The full list will now be subjected to “enhanced clinical scrutiny” from a broader range of local primary and secondary care clinicians than has been the case so far - and will then be considered by a similarly-constituted group from outside Lancashire, known as an “NHS Clinical Senate”.
The options will include a so-called “do nothing” approach, which had initially been included as a way of comparing any of the proposals to the current set-up - but which one member said should also be considered in its own right.
“If what we have to offer is worse [than the current arrangements], then doing nothing is the right thing to do,” said Chorley and South Ribble CCG chair Dr. Gora Bangi.
“I want to know what the difference is between sitting in a room and saying we can change a particular [service] and actually redesigning it on the ground - [because] the consequences can be people’s health.”
The meeting heard that it had not been possible to include a super hospital as one of the formal options - because only proposals which had the necessary funding attached could be taken forward. But several members said that such a plan should not be “written off”.
“If you don’t ask, you don’t get,” said Paul Richardson, vice chair of the two CCGs.
The Local Democracy Reporting Service revealed last week that an unpublished feasibility study in 2016 into a single-site hospital to replace both the Royal Preston and Chorley hospitals was the “preferred approach” of local NHS leaders - but that funding had never been secured for their plan A.
“How far adrift is plan B [the current list of options] from plan A?” Chorley CCG lay member Linda Chivers asked.
“I need to know that before I can decide whether any of the options are suitable.”
A Preston CCG lay member, Debbie Corcoran, also warned that the local NHS could be “disadvantaging our communities by not progressing options which require a capital element”.
The committee supported a suggestion by chief officer Denis Gizzi to approach the Treasury, via NHS England, with a “formal request” for funding for a single-site hospital in Central Lancashire. The bid would be made in parallel with the process to determine the most suitable option which does not require significant capital investment.

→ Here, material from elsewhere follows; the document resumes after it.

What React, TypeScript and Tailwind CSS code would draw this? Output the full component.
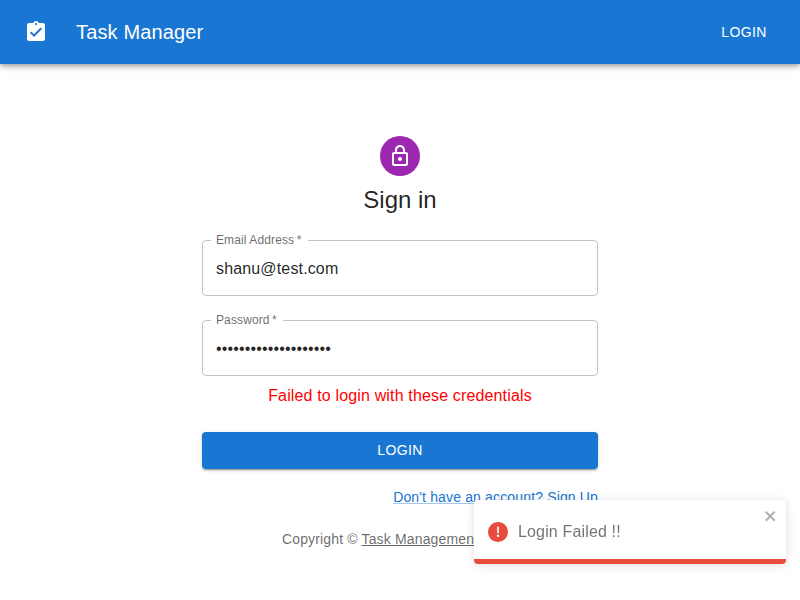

Dr. Bangi told members of the public in the audience that the committee were not “nodding dogs” - a charge often levelled by the Protect Chorley Hospital campaign group.
“This is not an easy task and it’s important that the public understands that we currently have an unsustainable health economy in this area,” he said.
But one campaigner, Cathy Hurley, told the dozens of others who had attended the meeting that they had “had an influence by their presence”.
Another addressed the committee as the meeting broke up: “You are yet to convince us of the fact that you are doing the right thing,” he said.
Chorley MP Sir Lindsay Hoyle, who was also present, said the “elephant in the room” was the fact that there is “not enough money” for the NHS in Central Lancashire.
“Where is the evidence to say that an A&E at Chorley is not sustainable?” he asked.
“If you start off down this road of reducing services at that hospital, there will be no turning back.
“So it’s important that the people on this committee who will be making the decisions hold their nerve and do not fall into the trap which has been set for them,” he added.
The committee also approved a plan to carry out an analysis of the impact of any changes to non-emergency NHS services on the time which patients have to travel to reach their appointments.
It followed an intervention by a member of the public who interrupted the meeting to hand out a document detailing case studies of the adverse effect of introducing community-based services for people with transport and mobility difficulties.
Speaking after the meeting, Louise Paj said: “Services which are taken out of hospital are often moved into local GP surgeries which are not always accessible from other [parts of the region].”